Lastly, in relation to Magpie’s position, I must determine a particular issue pursued on its behalf at the end of the hearing on 2 April and again (and with more specificity) at the adjourned hearing on 13 April 2015. This is its request that “for clarity and as a precaution” (I quote Mr Freedman’s further skeleton argument) “the Order be modified in manner which makes it clear that Magpie may pursue its business plans without risk of liability or alleged liability for contempt of court, as set out in the attached draft amendment to the Order. This is being proposed only to give Magpie comfort as to its own position in this regard and not in any way to suggest that the exceptions related to Port's post-19 January knowhow do not need to be included in the Order.”

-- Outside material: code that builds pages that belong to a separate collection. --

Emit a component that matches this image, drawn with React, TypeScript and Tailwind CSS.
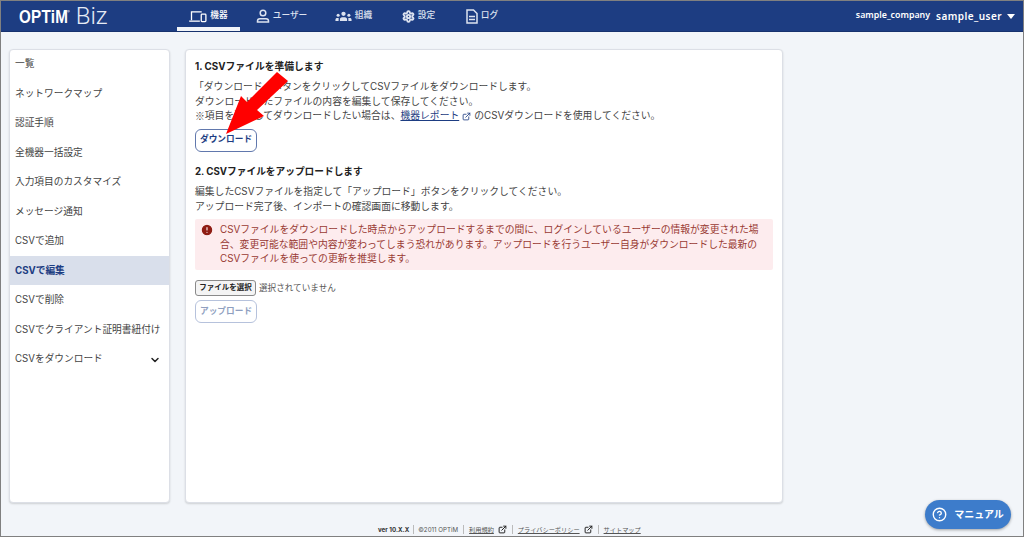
import React from "react";
import { ChevronDown, ExternalLink, CircleHelp, CircleAlert } from "lucide-react";

const font = "font-['Inter','Noto_Sans_CJK_JP',sans-serif]";

function DeviceIcon() {
  return (
    <svg width="18" height="13" viewBox="0 0 19 14" fill="none" stroke="currentColor" strokeWidth="1.4">
      <path d="M2.5 11V2h11" />
      <path d="M0 12h11.5" />
      <rect x="13" y="4.5" width="5" height="8" rx="0.8" />
    </svg>
  );
}
function UserIcon() {
  return (
    <svg width="14" height="14" viewBox="0 0 14 14" fill="none" stroke="currentColor" strokeWidth="1.5">
      <circle cx="7" cy="4" r="2.8" />
      <path d="M1.5 13v-1c0-1.4 1-2.3 2.4-2.3h6.2c1.4 0 2.4.9 2.4 2.3v1z" />
    </svg>
  );
}
function OrgIcon() {
  return (
    <svg width="17" height="11" viewBox="0 0 19 12" fill="currentColor">
      <circle cx="9.5" cy="3" r="2.4" />
      <circle cx="3.5" cy="4.5" r="1.7" />
      <circle cx="15.5" cy="4.5" r="1.7" />
      <path d="M5.5 11V9.5c0-1.6 1-2.6 2.4-2.6h3.2c1.4 0 2.4 1 2.4 2.6V11z" />
      <path d="M0.5 11V9.8c0-1.3.8-2 2-2h1.6L4 11z" />
      <path d="M18.5 11V9.8c0-1.3-.8-2-2-2h-1.6L15 11z" />
    </svg>
  );
}
function GearIcon() {
  return (
    <svg width="13" height="13" viewBox="0 0 24 24" fill="none" stroke="currentColor" strokeWidth="3.4">
      <path d="M12.22 2h-.44a2 2 0 0 0-2 2v.18a2 2 0 0 1-1 1.73l-.43.25a2 2 0 0 1-2 0l-.15-.08a2 2 0 0 0-2.73.73l-.22.38a2 2 0 0 0 .73 2.73l.15.1a2 2 0 0 1 1 1.72v.51a2 2 0 0 1-1 1.74l-.15.09a2 2 0 0 0-.73 2.73l.22.38a2 2 0 0 0 2.73.73l.15-.08a2 2 0 0 1 2 0l.43.25a2 2 0 0 1 1 1.73V20a2 2 0 0 0 2 2h.44a2 2 0 0 0 2-2v-.18a2 2 0 0 1 1-1.73l.43-.25a2 2 0 0 1 2 0l.15.08a2 2 0 0 0 2.73-.73l.22-.39a2 2 0 0 0-.73-2.73l-.15-.08a2 2 0 0 1-1-1.74v-.5a2 2 0 0 1 1-1.74l.15-.09a2 2 0 0 0 .73-2.73l-.22-.38a2 2 0 0 0-2.73-.73l-.15.08a2 2 0 0 1-2 0l-.43-.25a2 2 0 0 1-1-1.73V4a2 2 0 0 0-2-2z" />
      <circle cx="12" cy="12" r="3" />
    </svg>
  );
}
function LogIcon() {
  return (
    <svg width="12" height="15" viewBox="0 0 12 15" fill="none" stroke="currentColor" strokeWidth="1.5">
      <path d="M1 1h6.5L11 4.5V14H1z" />
      <path d="M3 7.5h6M3 10.5h6" />
    </svg>
  );
}

const nav = [
  { label: "機器", icon: <DeviceIcon />, w: "w-[63px]", active: true },
  { label: "ユーザー", icon: <UserIcon />, w: "w-[83px]" },
  { label: "組織", icon: <OrgIcon />, w: "w-[61px]" },
  { label: "設定", icon: <GearIcon />, w: "w-[69px]" },
  { label: "ログ", icon: <LogIcon />, w: "w-[58px]" },
];

const side = [
  "一覧",
  "ネットワークマップ",
  "認証手順",
  "全機器一括設定",
  "入力項目のカスタマイズ",
  "メッセージ通知",
  "CSVで追加",
  "CSVで編集",
  "CSVで削除",
  "CSVでクライアント証明書紐付け",
  "CSVをダウンロード",
];

export default function App() {
  return (
    <div className={`${font} relative h-[537px] w-[1024px] overflow-hidden border border-[#808080] bg-[#f2f5f9] text-[#333]`}>
      <header className="flex h-[31px] items-stretch border-b border-[#17326e] bg-[#1d3d82] text-white">
        <div className="flex w-[176px] items-center pl-[18px]">
          <span className="inline-block w-[48px] origin-left scale-x-[0.8] whitespace-nowrap font-['Liberation_Sans',sans-serif] text-[19px] font-bold leading-none tracking-[0.3px]">OPTiM</span>
          <span className="mb-2 text-[4px]">®</span>
          <span className="ml-[6px] font-['Roboto',sans-serif] text-[24px] font-light leading-none text-[#e6ebf5]">Biz</span>
        </div>
        <nav className="flex">
          {nav.map((n) => (
            <div
              key={n.label}
              className={`flex ${n.w} items-center justify-center gap-[3px] text-[8.7px] font-medium ${n.active ? "border-b-[4px] border-[#f2f5f9] pt-1" : "text-[#dde3f0]"}`}
            >
              {n.icon}
              <span>{n.label}</span>
            </div>
          ))}
        </nav>
        <div className="ml-auto flex items-center pr-[8px] font-['Noto_Sans',sans-serif] font-semibold">
          <span className="text-[8.8px]">sample_company</span>
          <span className="ml-[6px] text-[10px] tracking-[0.45px]">sample_user</span>
          <span className="ml-[5px] h-0 w-0 border-x-[4px] border-t-[5px] border-x-transparent border-t-white" />
        </div>
      </header>

      <main className="flex items-start px-[8px] pt-[17px]">
        <aside className="h-[454px] w-[161px] overflow-hidden rounded border border-[#dcdfe6] bg-white shadow-[0_1px_2px_rgba(0,0,0,0.15)]">
          <div className="-mt-px">
            {side.map((s) => {
              const on = s === "CSVで編集";
              const last = s === "CSVをダウンロード";
              return (
                <div
                  key={s}
                  className={`flex h-[29.5px] items-center justify-between pl-[5px] pr-[8px] pt-[1.5px] text-[9.7px] ${on ? "bg-[#d9dfeb] font-bold text-[#1d3d82]" : "text-[#444]"}`}
                >
                  <span className="whitespace-nowrap">{s}</span>
                  {last && <ChevronDown size={12} strokeWidth={3} className="text-[#222]" />}
                </div>
              );
            })}
          </div>
        </aside>

        <section className="ml-[15px] h-[454px] w-[598px] rounded border border-[#dcdfe6] bg-white px-[9px] pt-[9px] shadow-[0_1px_2px_rgba(0,0,0,0.15)]">
          <h2 className="text-[9.8px] font-bold leading-[15px] text-[#222]">1. CSVファイルを準備します</h2>
          <div className="mt-[6px] text-[9.8px] leading-[14.5px] text-[#444]">
            <p className="-ml-[1px]">「ダウンロード」ボタンをクリックしてCSVファイルをダウンロードします。</p>
            <p>ダウンロードしたファイルの内容を編集して保存してください。</p>
            <p className="flex items-center">
              <span className="font-['Noto_Sans_CJK_JP',sans-serif]">※</span>項目を選択してダウンロードしたい場合は、
              <span className="underline text-[#1d3d82]">機器レポート</span>
              <ExternalLink size={9} strokeWidth={2.2} className="mx-[3px] text-[#1d3d82]" />
              のCSVダウンロードを使用してください。
            </p>
          </div>
          <button className="mt-[5px] flex h-[23px] w-[62px] items-center justify-center rounded-[6px] border border-[#6178ad] bg-white text-[8.7px] font-bold text-[#1d3d82]">
            ダウンロード
          </button>

          <h2 className="mt-[12.5px] text-[9.7px] font-bold leading-[15px] text-[#222]">2. CSVファイルをアップロードします</h2>
          <div className="mt-[6px] text-[9.8px] leading-[14.5px] text-[#444]">
            <p>編集したCSVファイルを指定して「アップロード」ボタンをクリックしてください。</p>
            <p>アップロード完了後、インポートの確認画面に移動します。</p>
          </div>
          <div className="mt-[5px] flex h-[51px] items-start rounded-[2px] bg-[#fdecee] pl-[5px] pt-[4px] text-[9.8px] leading-[14.5px] text-[#993a33]">
            <CircleAlert size={14} fill="#8f1d14" stroke="#fdecee" strokeWidth={2} className="-mt-[0.5px] shrink-0" />
            <p className="ml-[6px] w-[545px]">
              CSVファイルをダウンロードした時点からアップロードするまでの間に、ログインしているユーザーの情報が変更された場合、変更可能な範囲や内容が変わってしまう恐れがあります。アップロードを行うユーザー自身がダウンロードした最新のCSVファイルを使っての更新を推奨します。
            </p>
          </div>
          <div className="mt-[10px] flex items-center">
            <button className="flex h-[16px] w-[61px] items-center justify-center rounded-[3px] border border-[#8a8a8a] bg-[#f4f4f4] text-[7.5px] font-bold text-[#222]">
              ファイルを選択
            </button>
            <span className="ml-[3px] text-[8.6px] text-[#555]">選択されていません</span>
          </div>
          <button className="mt-[4px] flex h-[23px] w-[62px] items-center justify-center rounded-[6px] border border-[#b6c2dc] bg-white text-[8.7px] font-bold text-[#8f9fc0]">
            アップロード
          </button>
        </section>
      </main>

      <footer className="absolute bottom-[2px] left-[377px] flex items-center whitespace-nowrap text-[6.2px] text-[#555]">
        <span className="font-bold text-[#333]">ver 10.X.X</span>
        <span className="mx-[4px] h-[9px] w-px bg-[#bbb]" />
        <span>©2011 OPTiM</span>
        <span className="mx-[5px] h-[9px] w-px bg-[#bbb]" />
        <span className="underline">利用規約</span>
        <ExternalLink size={9} strokeWidth={2.6} className="ml-[4px] text-[#222]" />
        <span className="mx-[5px] h-[9px] w-px bg-[#bbb]" />
        <span className="underline">プライバシーポリシー</span>
        <ExternalLink size={9} strokeWidth={2.6} className="ml-[4px] text-[#222]" />
        <span className="mx-[5px] h-[9px] w-px bg-[#bbb]" />
        <span className="underline">サイトマップ</span>
      </footer>

      <div className="absolute left-[924px] top-[499px] flex h-[29px] w-[86px] items-center justify-center gap-[7px] rounded-full bg-[#3d7ccb] text-[10px] font-bold text-white shadow-[0_1px_3px_rgba(0,0,0,0.35)]">
        <CircleHelp size={15} strokeWidth={2.2} />
        <span>マニュアル</span>
      </div>

      <svg className="absolute -left-px -top-px" width="1024" height="537" viewBox="0 0 1024 537" fill="#ff0000">
        <polygon points="277,72 288,81 257,110 264,116 226,134 241,96 247,102" />
      </svg>
    </div>
  );
}
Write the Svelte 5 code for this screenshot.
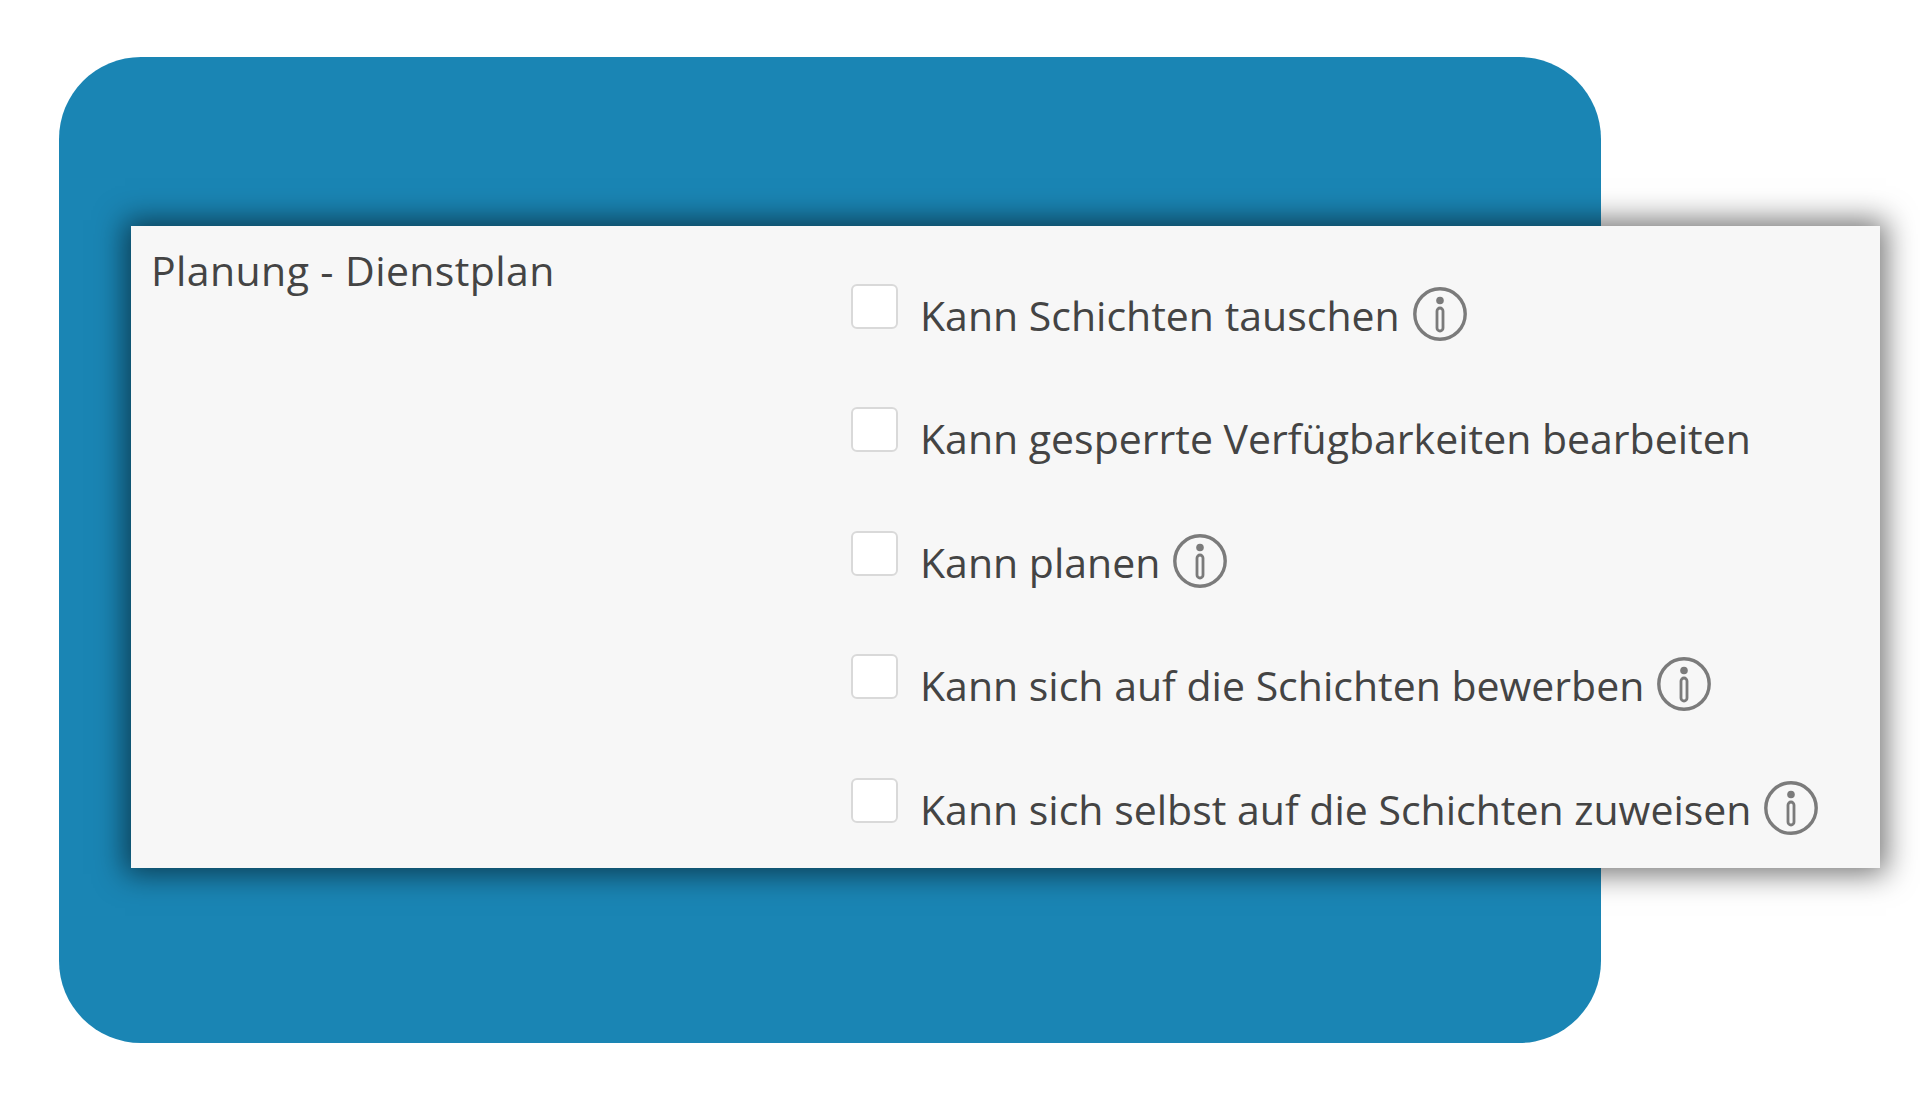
<script>
  const permissions = [
    { label: 'Kann Schichten tauschen', info: true },
    { label: 'Kann gesperrte Verfügbarkeiten bearbeiten', info: false },
    { label: 'Kann planen', info: true },
    { label: 'Kann sich auf die Schichten bewerben', info: true },
    { label: 'Kann sich selbst auf die Schichten zuweisen', info: true },
  ];
</script>

<div class="stage">
  <section class="backdrop">
    <div class="panel">
      <h2 class="title">Planung - Dienstplan</h2>
      <ul class="list">
        {#each permissions as item (item.label)}
          <li class="row">
            <span class="checkbox"></span>
            <span class="label">{item.label}</span>
            {#if item.info}
              <svg class="info" viewBox="0 0 54 54" aria-hidden="true">
                <circle cx="27" cy="27" r="25.2" fill="none" stroke="#7b7b7b" stroke-width="3.4" />
                <circle cx="27" cy="13.5" r="3.8" fill="#7b7b7b" />
                <rect x="24" y="21" width="6" height="23" rx="3" fill="none" stroke="#7b7b7b" stroke-width="2.8" />
              </svg>
            {/if}
          </li>
        {/each}
      </ul>
    </div>
  </section>
</div>

<style>
  :global(body) {
    margin: 0;
    background: #fff;
  }

  .stage {
    width: 1920px;
    height: 1100px;
    padding: 57px 0 0 59px;
    box-sizing: border-box;
    overflow: hidden;
  }

  .backdrop {
    width: 1542px;
    height: 986px;
    padding: 169px 0 0 72px;
    box-sizing: border-box;
    border-radius: 82px;
    background: #1a85b4;
  }

  .panel {
    display: grid;
    grid-template-columns: 720px 1fr;
    width: 1749px;
    height: 642px;
    background: #f7f7f7;
    box-shadow: 0 0 28px 6px rgba(0, 0, 0, 0.55);
    color: #444;
    font-family: "Open Sans", "Noto Sans", sans-serif;
  }

  .title {
    margin: 0;
    padding: 18px 0 0 20px;
    font-size: 41px;
    font-weight: 400;
    letter-spacing: 0.4px;
    line-height: 53px;
  }

  .list {
    display: flex;
    flex-direction: column;
    gap: 70.4px;
    margin: 0;
    padding: 58px 0 0;
    list-style: none;
  }

  .row {
    display: flex;
    align-items: flex-start;
    height: 53px;
  }

  .checkbox {
    flex: none;
    width: 43px;
    height: 41px;
    margin-right: 22px;
    border: 2px solid #d9d9d9;
    border-radius: 6px;
    background: #fff;
  }

  .label {
    padding-top: 5px;
    font-size: 41px;
    line-height: 53px;
    white-space: nowrap;
  }

  .info {
    flex: none;
    width: 54px;
    height: 54px;
    margin: 3px 0 0 13px;
  }
</style>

In support of this request, Magpie put forward expert evidence (which I understood Allfiled UK not to contradict or disagree with) on a point that had caused me concern, which was whether Magpie's planned access to the PDS would involve a risk of leakage of the source code and underlying technology. This evidence provides reassurance that Magpie's planned access to the Port Tech PDS will not involve a risk of leakage of the source code and underlying technology.
The gist of what Mr Freedman described as the “Magpie Carve Out” is to (a) define all that which is being developed by Port Tech for Magpie as the “Port PDS Materials” and (b) then stipulate that neither the delivery by Port Tech to Magpie of any software and materials pursuant to the Software Development Agreement between them, nor the making available by Port Tech of the Port PDS Materials for use by means of a web browser interface, APIs or mobile or web apps, is to fall within the ambit of the injunctions.
Mr Freedman has also suggested that the Order to be made should be expressly stated not to prevent Port Tech providing such information as may reasonably be required in order to provide responses to technical questions raised by Magpie's business partners and potential business partners and by third party suppliers.
Put shortly, the purpose and effect of what Magpie has now proposed is to insulate Magpie from any allegation of breach of injunction by reason of the supply to it of what Port Tech has contracted to provide to it, and the demonstration of its software to potential customers.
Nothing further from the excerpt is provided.